Detection and classification of near-surface buried objects in GPR images with deep learning-based Faster R-CNN and YOLOv5 methods

Abstract

In this study, the detection of buried objects in GPR images using the deep learning-based Faster R-CNN and YOLOv5 methods and their classification according to their geometric shapes are investigated. Buried objects in the near surface may have different geometric shapes. Such objects can be imaged using Ground Penetrating Radar (GPR). As research materials, a rectangular prism-shaped aluminum-coated box and a cylindrical rod are used for laboratory measurements. A simulated underground model has been created in a laboratory environment, and GPR measurements have been performed.

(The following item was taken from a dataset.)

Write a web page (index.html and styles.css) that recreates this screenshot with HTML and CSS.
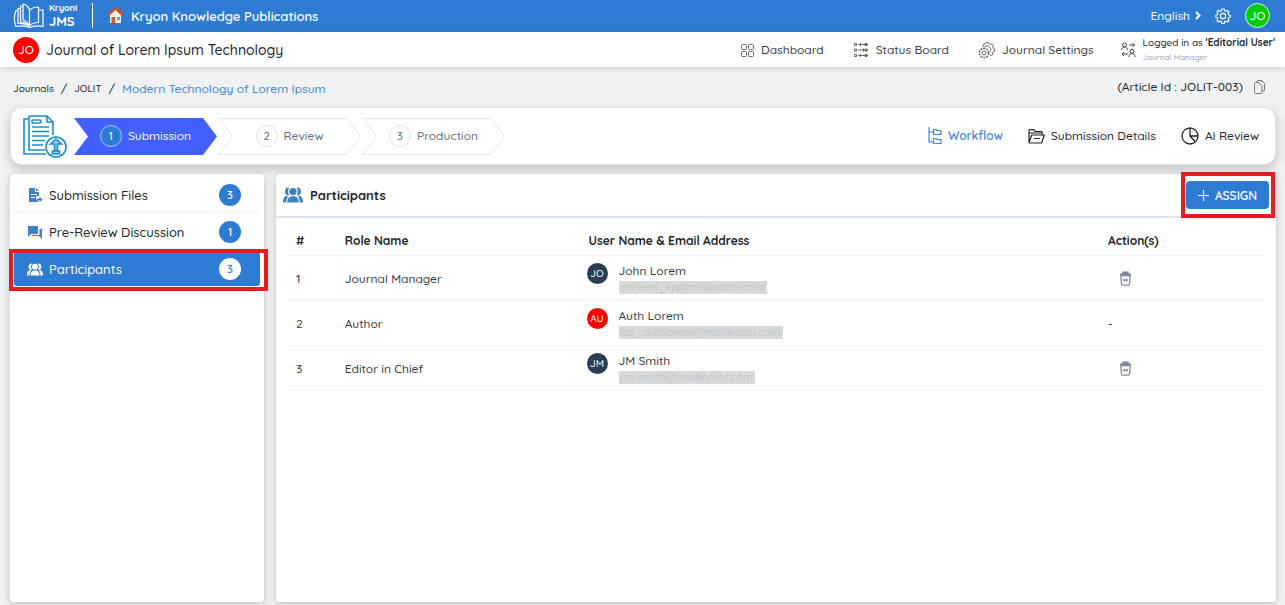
FILE: index.html
```html
<!DOCTYPE html>
<html lang="en">
<head>
	<meta charset="UTF-8">
	<meta name="viewport" content="width=device-width, initial-scale=1.0">
	<title>Participants | Kryoni JMS</title>
	<link rel="stylesheet" href="styles.css">
</head>
<body>

	<!-- SHARED ICONS -->
	<svg class="sprite" aria-hidden="true">
		<symbol id="people" viewBox="0 0 20 16">
			<circle cx="10" cy="4.6" r="3.700"/>
			<path d="M4.200 15.500c0-4.200 2-6.300 5.800-6.300s5.800 2.100 5.800 6.300z"/>
			<path d="M6.200.700C4.800 2.800 4.800 6 6.200 8.300 4 9.400 2 7.500 2 4.600S4 0 6.200.7zM13.800.7c1.400 2.100 1.400 5.300 0 7.600 2.200 1.100 4.200-.8 4.200-3.700S16 0 13.800.7z"/>
			<path d="M0 15.500c0-3.800 1-6 3-6.600l2.200.8C3.800 11 3.200 13 3.100 15.500zM20 15.500c0-3.800-1-6-3-6.600l-2.200.8c1.400 1.300 2 3.300 2.100 5.800z"/>
		</symbol>
		<symbol id="trash" viewBox="0 0 14 16">
			<g fill="none" stroke="currentColor" stroke-width="1.400">
				<path d="M1 3.500h12M4.500 3V1.500h5V3" stroke-width="2"/>
				<path d="M2 5h10l-.7 9c0 .8-.5 1.200-1.200 1.200H3.900c-.7 0-1.200-.4-1.200-1.200z"/>
				<path d="M4.200 9.800h5.600M5.500 8.200v3M8.500 8.200v3" stroke-width="1.200"/>
			</g>
		</symbol>
	</svg>

	<!-- TOP BAR -->
	<header class="topbar">
		<a class="logo" href="#">
			<svg width="32" height="26" viewBox="0 0 32 26" fill="none" stroke="currentColor" stroke-width="1.200" stroke-linejoin="round">
				<path d="M16.500 7.500c2-2.500 5-3.500 9-3.500v15.500c-4 0-7 1-9 3.500z"/>
				<path d="M16.500 23c-1-3-3.500-5-6.500-6V1c3.500 1 6 3.500 6.500 6.500"/>
				<path d="M10 3.500L7.500 3v16c3.500 0 6.500 1.500 9 4M7.500 5.500H5v15c4-.5 8 .5 11.500 2.500"/>
				<path d="M5 7.500H3C1 12 1 18.500 3 23.500c5-1 9-1 13.500 1 4-2 8-2 13.500-1V7h-4.500"/>
			</svg>
			<span class="logo-text">Kryoni<strong>JMS</strong></span>
		</a>
		<a class="publisher" href="#">
			<svg width="17" height="17" viewBox="0 0 17 17">
				<path d="M3 7l5.500-5L14 7v9H3z" fill="#f1eee8"/>
				<path d="M12 2h2v4h-2z" fill="#c8471d"/>
				<path d="M1 8.500L8.500 1.500 16 8.500" fill="none" stroke="#d84b20" stroke-width="2.200"/>
				<path d="M4.500 10H8v6H4.500z" fill="#d9541e"/>
				<path d="M10 10h3v3h-3z" fill="#58a6dd"/>
			</svg>
			Kryon Knowledge Publications
		</a>
		<div class="topbar-right">
			<button class="language" type="button">English
				<svg width="6" height="9" viewBox="0 0 6 9" fill="none" stroke="currentColor" stroke-width="2"><path d="M1 1l3.500 3.500L1 8"/></svg>
			</button>
			<button class="icon-button" type="button" aria-label="Settings">
				<svg width="16" height="16" viewBox="0 0 16 16" fill="none" stroke="currentColor" stroke-width="1.200" stroke-linejoin="round">
					<path d="M6.700 1h2.600l.4 1.800 1.300.5 1.500-.9 1.500 1.600-.9 1.500.5 1.200 1.600.5v2l-1.600.5-.5 1.300.9 1.500-1.500 1.500-1.500-.9-1.300.5-.4 1.700H6.700l-.4-1.700-1.300-.5-1.500.9L2 12.500l.9-1.500-.5-1.300L.8 9.200v-2l1.600-.5.500-1.200L2 4l1.500-1.600 1.500.9 1.300-.5z"/>
					<circle cx="8" cy="8" r="2.600"/>
				</svg>
			</button>
			<button class="avatar avatar-user" type="button">JO</button>
		</div>
	</header>

	<!-- JOURNAL BAR -->
	<div class="journalbar">
		<span class="avatar avatar-journal">JO</span>
		<h1 class="journal-name">Journal of Lorem Ipsum Technology</h1>
		<nav class="journal-nav">
			<a href="#">
				<svg width="13" height="13" viewBox="0 0 13 13" fill="none" stroke="currentColor">
					<rect x=".5" y=".5" width="5" height="5" rx="1"/><rect x="7.500" y=".5" width="5" height="5" rx="1"/>
					<rect x=".5" y="7.500" width="5" height="5" rx="1"/><rect x="7.500" y="7.500" width="5" height="5" rx="1"/>
				</svg>
				Dashboard
			</a>
			<a href="#">
				<svg width="16" height="16" viewBox="0 0 16 16" fill="none" stroke="currentColor">
					<path d="M1.500 1.500h2v2h-2zM1.500 7h2v2h-2zM1.500 12.500h2v2h-2zM5 2.500h10M5 8h10M5 13.500h10"/>
					<path d="M7.500 1v3M12 1.500h2v2h-2zM10.500 6.500v3M12 7h2v2h-2zM7.500 12v3M12 12.500h2v2h-2z"/>
				</svg>
				Status Board
			</a>
			<a href="#">
				<svg width="17" height="17" viewBox="0 0 17 17" fill="none" stroke="currentColor">
					<circle cx="6" cy="11" r="2"/><circle cx="6" cy="11" r="4.600" stroke-width="1.500" stroke-dasharray="2 .9"/>
					<path d="M4 4.500l1.500-.7.300-1.800 1.700-.3.800-1.200h2l.8 1.300 1.600.5 1.500-.3 1 1.500-.5 1.500.8 1.300 1.300.8-.2 2-1.500.7-.5 1.400.2 1.500-1.800.8-1.200-.7"/>
					<path d="M6 5.500c1-1.500 3-2 4.500-1.200 2.500 1 3.200 4.200 1.300 6"/>
				</svg>
				Journal Settings
			</a>
		</nav>
		<a class="logged-in" href="#">
			<svg width="15" height="16" viewBox="0 0 15 16" fill="none" stroke="currentColor">
				<circle cx="3.500" cy="3" r="2"/><path d="M.6 8c0-4 5.800-4 5.800 0M8 3h5.500M11.500 1l2 2-2 2"/>
				<circle cx="11" cy="9.300" r="2"/><path d="M8 15c0-4.500 6-4.500 6 0M7 12H1M3 10l-2 2 2 2"/>
			</svg>
			<span class="logged-text">
				<span>Logged in as <strong>'Editorial User'</strong></span>
				<small>Journal Manager</small>
			</span>
		</a>
	</div>

	<!-- BREADCRUMB -->
	<div class="crumbbar">
		<nav class="breadcrumb">
			<a href="#">Journals</a><span>/</span><a href="#">JOLIT</a><span>/</span><a class="current" href="#">Modern Technology of Lorem Ipsum</a>
		</nav>
		<span class="article-id">(Article Id : JOLIT-003)</span>
		<button class="icon-button copy" type="button" aria-label="Copy article id">
			<svg width="11" height="14" viewBox="0 0 11 14" fill="none" stroke="currentColor">
				<path d="M3 2.500V1.500q0-1 1-1h3.500l3 3V10q0 1-1 1H8M7.500.5V2"/>
				<path d="M.5 3.500q0-1 1-1H5L8 5.500v7q0 1-1 1H1.500q-1 0-1-1z"/>
			</svg>
		</button>
	</div>

	<!-- WORKFLOW STEPS -->
	<section class="workflow">
		<svg class="doc-icon" width="44" height="43" viewBox="0 0 44 43" fill="none" stroke="currentColor" stroke-width="1.600">
			<path d="M6 1h18l6 6v13M6 1v34h16M24 1v6h6M6 4H1v35h22"/>
			<rect x="9" y="5" width="9" height="3" rx="1"/>
			<path d="M9 12h17M9 16.500h17M9 21h17M9 25.500h13M9 30h11"/>
			<circle cx="33" cy="32" r="10" fill="#fff"/>
			<path d="M31.500 36v-7h-4l5.500-5 5.500 5h-4v7zM29.500 36h7v3h-7z" fill="#8fd0ea"/>
		</svg>
		<ol class="steps">
			<li class="step active">
				<svg class="step-shape" viewBox="0 0 143 37" preserveAspectRatio="none"><path d="M0 0h129l14 18.500L129 37H0l14-18.500z"/></svg>
				<span class="step-number">1</span>Submission
			</li>
			<li class="step">
				<svg class="step-shape" viewBox="0 0 143 37" preserveAspectRatio="none"><path d="M1 .5h128l13.500 18L129 36.500H1l13.500-18z"/></svg>
				<span class="step-number">2</span>Review
			</li>
			<li class="step">
				<svg class="step-shape" viewBox="0 0 143 37" preserveAspectRatio="none"><path d="M1 .5h128l13.500 18L129 36.500H1l13.500-18z"/></svg>
				<span class="step-number">3</span>Production
			</li>
		</ol>
		<nav class="views">
			<a class="active" href="#">
				<svg width="14" height="18" viewBox="0 0 14 18" fill="none" stroke="currentColor" stroke-width="1.200">
					<path d="M1 0v15h4M1 5h4M5.500 2.500h2.500l1 1h4v4H5.500zM5.500 11.500h2.500l1 1h4v4H5.500z"/>
				</svg>
				Workflow
			</a>
			<a href="#">
				<svg width="17" height="15" viewBox="0 0 17 15" fill="none" stroke="currentColor" stroke-width="1.200" stroke-linejoin="round">
					<path d="M1 13.500V1.500q0-.8.8-.8h4l1.500 1.800h6q.9 0 .9 1V6M1 13.500L3.800 6h12.500L14 13q-.3 1-1.200 1H1.500zM1 4h13M6 9.500h6"/>
				</svg>
				Submission Details
			</a>
			<a href="#">
				<svg width="18" height="18" viewBox="0 0 18 18" fill="none" stroke="currentColor" stroke-width="1.300">
					<circle cx="9" cy="9" r="8"/><path d="M9 1v8h8M9 9l5.500 6"/>
				</svg>
				AI Review
			</a>
		</nav>
	</section>

	<main class="content">
		<!-- SIDEBAR -->
		<aside class="sidebar">
			<a class="side-item" href="#">
				<svg width="16" height="16" viewBox="0 0 16 16">
					<path d="M2 1h6v4h4v4H9v4h2v2H2z" fill="currentColor"/><path d="M9 1l3 3H9z" fill="currentColor"/>
					<path d="M4 7.500h6M4 10.500h4" stroke="#fff"/><path d="M9.500 12.500h5M12.500 10.500l2 2-2 2" fill="none" stroke="currentColor" stroke-width="1.300"/>
				</svg>
				Submission Files <span class="count">3</span>
			</a>
			<a class="side-item" href="#">
				<svg width="16" height="16" viewBox="0 0 16 16" fill="currentColor">
					<path d="M1 2h10v8H4l-3 3zM12.500 5H15v10l-3-3H5v-1h7.500z"/>
				</svg>
				Pre-Review Discussion <span class="count">1</span>
			</a>
			<a class="side-item active" href="#">
				<svg width="16" height="13"><use href="#people"/></svg>
				Participants <span class="count">3</span>
			</a>
		</aside>

		<!-- PARTICIPANTS -->
		<section class="panel">
			<div class="panel-head">
				<svg width="20" height="16"><use href="#people"/></svg>
				<h2>Participants</h2>
				<div class="assign-wrap">
					<button class="assign" type="button">
						<svg width="11" height="11" viewBox="0 0 11 11" stroke="currentColor" stroke-width="1.200"><path d="M5.500 0v11M0 5.500h11"/></svg>
						ASSIGN
					</button>
				</div>
			</div>
			<table class="participants">
				<thead>
					<tr>
						<th class="col-no">#</th>
						<th class="col-role">Role Name</th>
						<th class="col-user">User Name &amp; Email Address</th>
						<th class="col-action">Action(s)</th>
					</tr>
				</thead>
				<tbody>
					<tr>
						<td>1</td>
						<td>Journal Manager</td>
						<td>
							<div class="user">
								<span class="avatar avatar-small">JO</span>
								<div>John Lorem<span class="email">shreeni_kp@mailinator.com</span></div>
							</div>
						</td>
						<td><button class="delete" type="button" aria-label="Remove John Lorem"><svg width="13" height="15"><use href="#trash"/></svg></button></td>
					</tr>
					<tr>
						<td>2</td>
						<td>Author</td>
						<td>
							<div class="user">
								<span class="avatar avatar-small red">AU</span>
								<div>Auth Lorem<span class="email">au_authlorem@mailinator.com</span></div>
							</div>
						</td>
						<td>-</td>
					</tr>
					<tr>
						<td>3</td>
						<td>Editor in Chief</td>
						<td>
							<div class="user">
								<span class="avatar avatar-small">JM</span>
								<div>JM Smith<span class="email">jm-smith@mailinator.com</span></div>
							</div>
						</td>
						<td><button class="delete" type="button" aria-label="Remove JM Smith"><svg width="13" height="15"><use href="#trash"/></svg></button></td>
					</tr>
				</tbody>
			</table>
		</section>
	</main>

</body>
</html>
```
FILE: styles.css
```css
* {
	margin: 0;
	padding: 0;
	box-sizing: border-box;
	font-family: Quicksand, Lato, sans-serif;
}

body {
	background: #eff1f3;
	color: #212529;
	font-size: 12px;
	font-weight: 500;
	line-height: 16px;
	min-height: 100vh;
	display: flex;
	flex-direction: column;
}

a {
	color: inherit;
	text-decoration: none;
}

button {
	border: none;
	background: none;
	color: inherit;
	font-size: 12px;
	font-weight: 500;
	cursor: pointer;
}

svg {
	flex: none;
}

.sprite {
	position: absolute;
	width: 0;
	height: 0;
}

.avatar {
	display: flex;
	align-items: center;
	justify-content: center;
	flex: none;
	border-radius: 50%;
	color: #fff;
}

/* TOP BAR */
.topbar {
	display: flex;
	align-items: center;
	height: 32px;
	padding: 0 15px 1px 13px;
	background: #2e7bd4;
	color: #fff;
}

.logo {
	display: flex;
	align-items: center;
	gap: 4px;
	height: 25px;
	padding-right: 15px;
	margin-right: 14px;
	border-right: 1px solid #fff;
}

.logo-text {
	font-size: 9px;
	font-weight: bold;
	line-height: 11px;
}

.logo-text strong {
	display: block;
	font-size: 13px;
	line-height: 16px;
}

.publisher {
	display: flex;
	align-items: center;
	gap: 7px;
	font-size: 13px;
	font-weight: 600;
}

.topbar-right {
	display: flex;
	align-items: center;
	gap: 14px;
	margin-left: auto;
}

.language {
	display: flex;
	align-items: center;
	gap: 5px;
}

.icon-button {
	display: flex;
}

.avatar-user {
	width: 25px;
	height: 25px;
	border: 1px solid #d9f7dc;
	background: #00cc0a;
}

/* JOURNAL BAR */
.journalbar {
	display: flex;
	align-items: center;
	height: 35px;
	padding: 1px 10px 0 13px;
	background: #fff;
	box-shadow: 0 2px 6px rgba(0, 0, 0, 0.12);
}

.avatar-journal {
	width: 26px;
	height: 26px;
	margin-right: 7px;
	background: #f00;
}

.journal-name {
	font-size: 14px;
	font-weight: 500;
}

.journal-nav {
	display: flex;
	gap: 29px;
	margin-left: auto;
	margin-right: 27px;
	color: #343a40;
}

.journal-nav a {
	display: flex;
	align-items: center;
	gap: 7px;
}

.journal-nav svg {
	color: #666;
}

.logged-in {
	display: flex;
	align-items: center;
	gap: 7px;
	font-size: 10px;
}

.logged-in svg {
	color: #444;
}

.logged-text span {
	display: block;
	line-height: 14px;
}

.logged-text small {
	display: block;
	color: #98a2bd;
	font-size: 8px;
	line-height: 14px;
}

/* BREADCRUMB */
.crumbbar {
	display: flex;
	align-items: center;
	height: 40px;
	padding: 0 20px 0 13px;
}

.breadcrumb {
	display: flex;
	align-items: center;
	gap: 7px;
	font-size: 10px;
	padding-top: 3px;
}

.breadcrumb span {
	font-size: 12px;
}

.breadcrumb .current {
	color: #4385d6;
	font-size: 12px;
}

.article-id {
	margin-left: auto;
}

.copy {
	margin-left: 11px;
	color: #777;
}

/* WORKFLOW */
.workflow {
	display: flex;
	align-items: center;
	height: 58px;
	margin: 0 9px 0 10px;
	padding: 0 16px 0 12px;
	border: 1px solid #dbe5f2;
	border-radius: 12px;
	background: #fff;
	box-shadow: 0 4px 10px rgba(0, 0, 0, 0.2);
}

.doc-icon {
	color: #1b8fc6;
}

.steps {
	display: flex;
	gap: 1px;
	margin-left: 7px;
	list-style: none;
}

.step {
	position: relative;
	display: flex;
	align-items: center;
	justify-content: center;
	gap: 6px;
	width: 143px;
	height: 37px;
	color: #5f7180;
	isolation: isolate;
}

.step-shape {
	position: absolute;
	inset: 0;
	width: 100%;
	height: 100%;
	z-index: -1;
	fill: #fff;
	stroke: #dfe8f5;
}

.step-number {
	display: flex;
	align-items: center;
	justify-content: center;
	width: 22px;
	height: 22px;
	border: 1px solid #dde3ea;
	border-radius: 50%;
	font-size: 11px;
}

.step.active {
	color: #fff;
}

.step.active .step-shape {
	fill: #4260ff;
	stroke: none;
}

.step.active .step-number {
	border-color: #a9c9f0;
	background: #2e7bd4;
}

.views {
	display: flex;
	gap: 25px;
	margin-left: auto;
}

.views a {
	display: flex;
	align-items: center;
	gap: 6px;
}

.views .active {
	color: #3f86da;
	font-weight: 600;
}

/* CONTENT */
.content {
	display: flex;
	flex: 1;
	gap: 12px;
	padding: 9px 9px 3px 10px;
}

.sidebar,
.panel {
	border-radius: 4px;
	background: #fff;
	box-shadow: 0 2px 8px rgba(0, 0, 0, 0.2);
}

.sidebar {
	flex: none;
	width: 254px;
	padding: 4px 4px;
}

.side-item {
	position: relative;
	display: flex;
	align-items: center;
	gap: 6px;
	height: 34px;
	margin-bottom: 3px;
	padding: 0 19px 0 13px;
	border-bottom: 1px solid #eef1f4;
	font-size: 13px;
}

.side-item svg {
	color: #4280c6;
	fill: currentColor;
}

.count {
	display: flex;
	align-items: center;
	justify-content: center;
	width: 22px;
	height: 22px;
	margin-left: auto;
	border-radius: 50%;
	background: #2e7bd4;
	color: #fff;
	font-size: 11px;
	font-weight: 600;
}

.side-item.active {
	border: none;
	border-radius: 3px;
	background: #2e7bd4;
	color: #fff;
}

.side-item.active svg {
	color: #fff;
}

.side-item.active .count {
	background: #fff;
	color: #2e7bd4;
}

/* red frames round the highlighted controls */
.side-item.active::after,
.assign-wrap::after {
	content: "";
	position: absolute;
	inset: -3px -8px -5px -5px;
	border: 4px solid #e81b20;
	pointer-events: none;
}

/* PARTICIPANTS */
.panel {
	flex: 1;
}

.panel-head {
	display: flex;
	align-items: center;
	gap: 7px;
	height: 44px;
	padding: 0 7px;
	border-bottom: 2px solid #dce5ef;
}

.panel-head > svg {
	fill: #4280c6;
}

.panel-head h2 {
	font-size: 13px;
	font-weight: bold;
}

.assign-wrap {
	position: relative;
	margin-left: auto;
}

.assign-wrap::after {
	inset: -9px -6px -9px -5px;
}

.assign {
	display: flex;
	align-items: center;
	gap: 6px;
	height: 28px;
	padding: 0 12px;
	border-radius: 4px;
	background: #2e7bd4;
	color: #fff;
	font-weight: 600;
}

.participants {
	width: calc(100% - 25px);
	margin: 7px 13px 0 12px;
	border-collapse: collapse;
	table-layout: fixed;
}

.participants th,
.participants td {
	padding: 2px 0 0 8px;
	border-bottom: 1px solid #edf1f5;
	text-align: left;
}

.participants th {
	height: 30px;
	font-weight: bold;
}

.participants td {
	height: 45px;
	color: #343a40;
}

.col-no {
	width: 5%;
}

.col-role {
	width: 25%;
}

.col-action {
	width: 163px;
}

.user {
	display: flex;
	gap: 11px;
	margin-left: -2px;
}

.avatar-small {
	width: 21px;
	height: 21px;
	background: #2b3d52;
	font-size: 10px;
}

.avatar-small.red {
	background: #f00;
}

.email {
	display: block;
	padding: 0 2px;
	background: #d7d9db;
	color: #c4c8cc;
	font-size: 11px;
	line-height: 13px;
	margin-top: 2px;
}

.delete {
	display: flex;
	margin-left: 11px;
	color: #7d8ba0;
}
```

A radar device is designed for measurements using a Vector Network Analyzer (VNA) and a Vivaldi antenna pair. The scenarios for the measurements in the laboratory environment are modeled in the gprMax program, and synthetic GPR images are generated. The dataset consists of both actual measurements and synthetic data. Deep learning-based Faster R-CNN and YOLOv5 methods are popular techniques used for object detection in images. The GPR images used for training in these methods are augmented by using flipping and resizing techniques, and the dataset is expanded. Subsequently, hyperbolic structures of objects in GPR images are labeled as "rectangular" and "cylindrical" based on their geometric shapes. The training process is then carried out using these methods, resulting in the detection of buried objects in GPR images with high accuracy and classification based on their geometric shapes as "rectangular" and "cylindrical". The performances of the two different methods are compared, revealing that Faster R-CNN achieved higher accuracy, while the YOLOv5 method exhibited faster detection.